Sánchez, Rivera e Iglesias tienen en sus manos la oportunidad de hacer de verdad política, y de sacar a España de este endiablado laberinto al que precisamente nos ha empujado la anti política
Pero un fin de ciclo, dicho sea en honor a la verdad, al que asimismo ha contribuido la medianía de una clase política y de unos dirigentes que han venido anteponiendo sus particulares intereses a los de la sociedad a la que dicen servir. Así que, descartado como remedio el actual partido en el Gobierno y su presidente, son esos dirigentes los que ahora van a ser sometidos a examen por parte de los españoles, y a los que debe exigírseles responsabilidad, altura de miras y patriotismo. No un patriotismo de corneta y mosquetón, sino ese otro galdosiano que denuncia al “filósofo corrompido que confunde [a la patria] con los intereses de un día”.
Y es que en este trance no sólo se la juega Pedro Sánchez. El envite es, debe ser, mucho mayor. Y el objetivo ha de estar situado muy por encima de la superficie embarrada. Ha llegado el momento de demostrar que la nueva política ha venido no solo pare quedarse, sino para cambiar de verdad las cosas; no para desplazar a otros de las instituciones. Echar al PP y a Rajoy del poder no es un fin; es simplemente un paso intermedio para recuperar la confianza en nosotros mismos y el crédito internacional.

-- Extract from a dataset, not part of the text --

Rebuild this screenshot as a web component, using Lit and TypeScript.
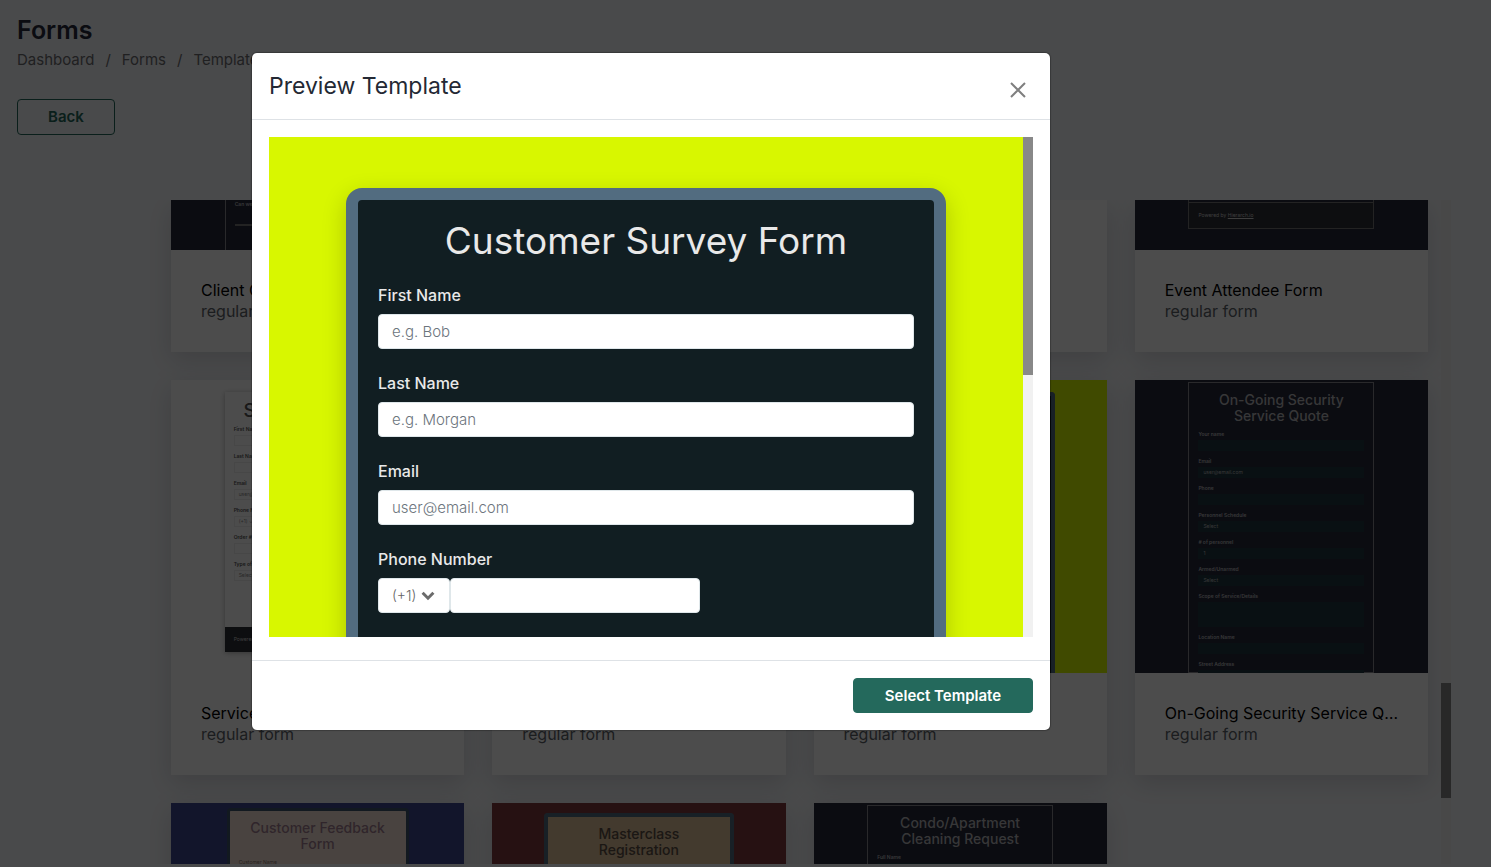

De ahí que, tal y como hoy apunta Vozpópuli, la única salida aceptable a la crítica situación en la que estamos embarrancados es la adhesión por parte de los líderes de los partidos constitucionalistas a un acuerdo de mínimos basado en tres pilares: la formación de un gobierno fiable, competente y limpio, en el que debiera haber personalidades independientes; el pleno respaldo para que ese gobierno actúe con firmeza e inteligencia frente al secesionismo, sin dar un paso atrás y siempre dentro de la Constitución; y el compromiso de celebrar elecciones generales cuanto antes, sin descartar hacerlas coincidir con las municipales y autonómicas de 2019.
Sánchez, Albert Rivera y Pablo Iglesias tienen en sus manos la oportunidad de sumar por una vez y hacer de verdad política. De sacar a España de este endiablado laberinto al que precisamente nos ha empujado la anti política. De demostrar que este es un país confiable; de estar a la altura de sus gentes. Porque si no lo hacen, si no son capaces encontrar un estribo común para sobreponerse a la mezquindad autodestructiva en la que estamos instalados, serán también ellos corresponsables de lo que pase a partir de su fracaso, que, desgraciadamente, sin más anclajes a los que agarrarse, se acabará por convertir irremediablemente en el fracaso de todos.